I’ve already discussed what I feel are the motivations for such a move by Ancestry.com here. As a colleague asked, do I think the termination of Expert Connect is a positive or a negative? In short I’d say a positive for Ancestry.com operations, a negative for its image and role in the genealogy community, and yet still a positive for the genealogy community.  Confused? Here’s why:

  • As I mentioned previously, Expert Connect was probably an operational and support nightmare.  Imagine having to deal with customers who didn’t know the first thing about hiring an expert to either do the genealogy research or assist them with their own research. Imagine having to arbitrate situations where the customer was not happy with the expert’s service. Imagine processing refunds on commissions. I also expect that there may have been some liability issues as well as in a so-called expert misrepresenting themselves, taking money up-front etc. (Note: I don’t know of any specific situation but you must admit it is in the realm of possibilities with such as service as Expert Connect). Eliminating Expert Connect was a good move in terms of Ancestry.com being able to commit such resources, time, energy and money elsewhere within the company.
  • Did Ancestry.com bungle its handling of Expert Connect? It did as far as I can see, but I don’t see where it could have done much more than it did. Many of the experts have complained that they deserved more than 8 days notification before their lifeline of income was truncated. I emphasized these words because they’ve actually been used in some of the discussions I’ve read. As stated by others, if Expert Connect was your only stream of income as a professional genealogist then you didn’t have a solid business plan to begin with. And please don’t use the word deserve which is so overused in American society. (Have you noticed lately, especially in commercials and other forms of marketing, how you deserve something instead of earn it? Talk about your sense of entitlement.) Businesses add features and then take them away. Is it a tease? Not really – some things don’t work out. Is it poor planning? Perhaps, but also things can change such as the economy, industry trends, consumer tastes, etc. Is it fair? Again, fairness has nothing to do with this. Part of living under a capitalistic system is the ability to thrive economically but also one must be prepared to make one’s own changes when changes come.
  • I think the move, including the bungling, by Ancestry.com is a positive for the genealogy community. And I’m not saying this because I’m a “glass half-full” kinda guy. I say this because what we’ve witnessed as a community is an opportunity.So far, many of the service providers for Expert Connect have had to re-examine their business plans and look to improving their marketing skills – a good thing. Industry organizations like the Association for Professional Genealogists are jumping in to offer their services – a good thing. The genealogy community is talking, interacting, sharing ideas and giving a good hard look at Expert Connect and Ancestry.com – again, all good things.

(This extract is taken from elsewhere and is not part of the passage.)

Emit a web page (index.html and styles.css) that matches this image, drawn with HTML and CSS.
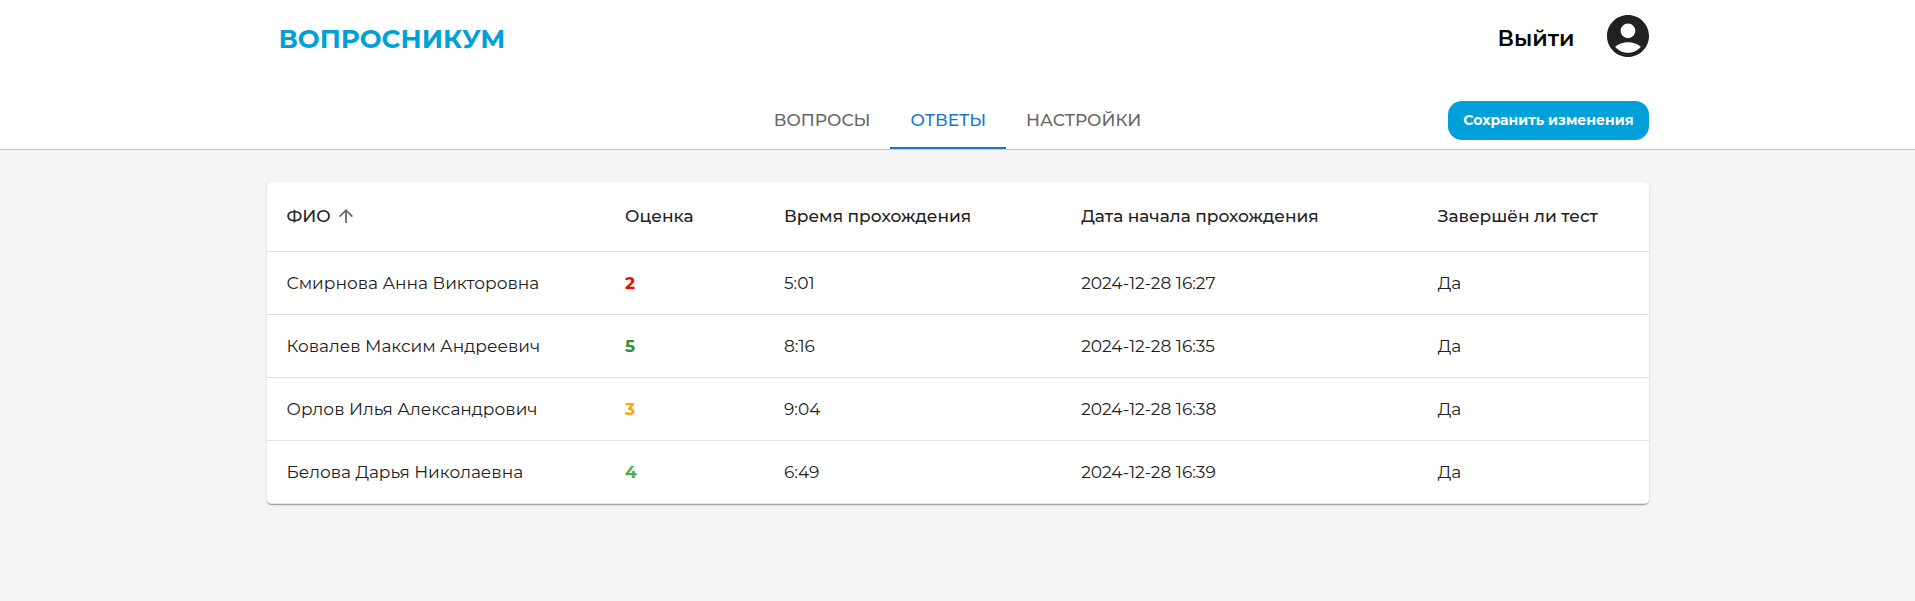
FILE: index.html
```html
<!DOCTYPE html>
<html lang="ru">
<head>
<meta charset="utf-8">
<meta name="viewport" content="width=device-width, initial-scale=1">
<title>Вопросникум</title>
<link rel="stylesheet" href="styles.css">
</head>
<body>
<header class="header">
  <div class="container topbar">
    <a class="logo" href="#">ВОПРОСНИКУМ</a>
    <div class="account">
      <button class="logout" type="button">Выйти</button>
      <a class="profile" href="#" aria-label="Профиль">
        <svg class="profile-icon" viewBox="2 2 20 20" aria-hidden="true"><path d="M12 2C6.48 2 2 6.48 2 12s4.48 10 10 10 10-4.48 10-10S17.52 2 12 2zm0 4c1.93 0 3.5 1.57 3.5 3.5S13.93 13 12 13s-3.5-1.57-3.5-3.5S10.07 6 12 6zm0 14c-2.03 0-4.43-.82-6.14-2.88C7.55 15.8 9.68 15 12 15s4.45.8 6.14 2.12C16.43 19.18 14.03 20 12 20z"/></svg>
      </a>
    </div>
  </div>
  <div class="container navbar">
    <nav class="tabs">
      <button class="tab" type="button">ВОПРОСЫ</button>
      <button class="tab tab-active" type="button">ОТВЕТЫ</button>
      <button class="tab" type="button">НАСТРОЙКИ</button>
    </nav>
    <button class="save" type="button">Сохранить изменения</button>
  </div>
</header>
<main class="container main">
  <div class="card">
    <table class="table">
      <colgroup><col class="col-name"><col class="col-grade"><col class="col-time"><col class="col-date"><col class="col-done"></colgroup>
      <thead>
        <tr>
          <th scope="col" aria-sort="ascending"><button class="sort" type="button">ФИО <svg class="sort-icon" viewBox="4 4 16 16" aria-hidden="true"><path d="M4 12l1.41 1.41L11 7.83V20h2V7.83l5.58 5.59L20 12l-8-8-8 8z"/></svg></button></th>
          <th scope="col">Оценка</th>
          <th scope="col">Время прохождения</th>
          <th scope="col">Дата начала прохождения</th>
          <th scope="col">Завершён ли тест</th>
        </tr>
      </thead>
      <tbody>
        <tr><td>Смирнова Анна Викторовна</td><td class="grade grade-2">2</td><td>5:01</td><td>2024-12-28 16:27</td><td>Да</td></tr>
        <tr><td>Ковалев Максим Андреевич</td><td class="grade grade-5">5</td><td>8:16</td><td>2024-12-28 16:35</td><td>Да</td></tr>
        <tr><td>Орлов Илья Александрович</td><td class="grade grade-3">3</td><td>9:04</td><td>2024-12-28 16:38</td><td>Да</td></tr>
        <tr><td>Белова Дарья Николаевна</td><td class="grade grade-4">4</td><td>6:49</td><td>2024-12-28 16:39</td><td>Да</td></tr>
      </tbody>
    </table>
  </div>
</main>
</body>
</html>
```
FILE: styles.css
```css
* { box-sizing: border-box; }

body {
  margin: 0;
  background: #f5f5f5;
  color: #212121;
  font-family: Montserrat, Inter, "Open Sans", sans-serif;
  font-size: 17px;
}

button {
  padding: 0;
  border: 0;
  background: none;
  color: inherit;
  font: inherit;
  cursor: pointer;
}

a { color: inherit; text-decoration: none; }

.container {
  width: 100%;
  max-width: 1382px;
  margin: 0 auto;
}

.header {
  background: #fff;
  border-bottom: 1px solid #c8c8c8;
}

.topbar {
  display: flex;
  align-items: center;
  justify-content: space-between;
  padding: 15px 0 0 12px;
}

.logo,
.logout {
  padding-top: 6px;
  line-height: 36px;
}

.logo {
  color: #00a1d8;
  font-size: 26px;
  font-weight: 700;
}

.account {
  display: flex;
  align-items: center;
  gap: 32px;
}

.logout {
  color: #000;
  font-size: 22px;
  font-weight: 600;
}

.profile { display: flex; }

.profile-icon {
  width: 42px;
  height: 42px;
  fill: #212121;
}

.navbar {
  display: grid;
  grid-template-columns: 1fr auto 1fr;
  align-items: end;
  padding-top: 37px;
}

.tabs {
  display: flex;
  grid-column: 2;
}

.tab {
  padding: 0 20px;
  border-bottom: 2px solid transparent;
  color: #666;
  font-weight: 500;
  line-height: 53px;
}

.tab-active {
  border-color: #1976d2;
  color: #1976d2;
}

.save {
  justify-self: end;
  margin-bottom: 9px;
  padding: 0 15px;
  border-radius: 14px;
  background: #00a1d8;
  color: #fff;
  font-size: 14px;
  font-weight: 700;
  line-height: 39px;
}

.main { padding: 32px 0; }

.card {
  overflow: hidden;
  border-radius: 5px;
  background: #fff;
  box-shadow: 0 2px 1px -1px rgba(0, 0, 0, 0.2), 0 1px 1px rgba(0, 0, 0, 0.14), 0 1px 3px rgba(0, 0, 0, 0.12);
}

.table {
  width: 100%;
  border-collapse: separate;
  border-spacing: 0;
  table-layout: fixed;
}

.col-name { width: 24.5%; }
.col-grade { width: 11.5%; }
.col-time { width: 21.5%; }
.col-date { width: 25.8%; }
.col-done { width: 16.7%; }

.table th,
.table td {
  height: 63px;
  padding: 0 19px 0 20px;
  border-bottom: 1px solid #e0e0e0;
  text-align: left;
}

.table th {
  height: 70px;
  padding-bottom: 2px;
  font-weight: 500;
}

.table td { font-weight: 400; }

.sort {
  display: flex;
  align-items: center;
  gap: 8px;
}

.sort-icon {
  width: 14px;
  height: 14px;
  fill: #666;
}

.table .grade { font-weight: 700; }
.grade-2 { color: #f00; }
.grade-3 { color: #ffa500; }
.grade-4 { color: #4caf50; }
.grade-5 { color: #388e3c; }
```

Finally what do I hope we’ve learned or will learn as a community?

  • That Ancestry.com has now come full circle in its detachment from and embracement of the genealogy community. You may recall some of Ancestry.com’s previous boondoggles such as the copyright issues involving the Internet Biographical Collection back in 2007. Then, when they went public, Ancestry.com seemed to actively court the genealogy community through events, Bloggers Days, and more. Remember all the hype around Who Do You Think You Are? and its first season? How this was not just good for Ancestry.com but also good for the community? Did you feel the love? And now we seem to be – in my opinion – back to square one in terms of what Ancestry is willing to give to the community vs. what it wants from the genealogy community.
  • As a community we can’t put all our eggs in one basket. Just because Ancestry.com is the biggest player in the genealogy industry (for the time being), it doesn’t mean we should make this our sole focus as a provider of content and services. Just as one would do with their financial portfolio, we should be diversifying where our commitments and our dollars go in terms of genealogy.
  • Speaking of deserve, do we deserve better than a company that is positioning itself as the Microsoft of genealogy, a necessary evil to be dealt with? Again let’s get rid of the “deserve” or “entitled to” concepts.  Let’s earn and work for what we get. I think the genealogy community has become complacent and often neglects the many other resources available. This is a prime opportunity for many vendors and organizations to jump in and fill what I see as a growing void of discontent. Look at what APG has done and is doing. Be prepared for more of this which is, again, a positive for the genealogy industry and community.
  • Lastly, remember how your parents used to say, “dance with the one that brung ya?” Many feel the same way about their dance with Ancestry.com. From giving feedback on beta products, participating in message boards and more, there is not so much a sense of betrayal as there is a sense of disappointment. So why would you continue to dance with someone who steps on your toes, who is clumsy, or doesn’t engage in conversation? The truth is you don’t.  Or you just dance until someone better comes along.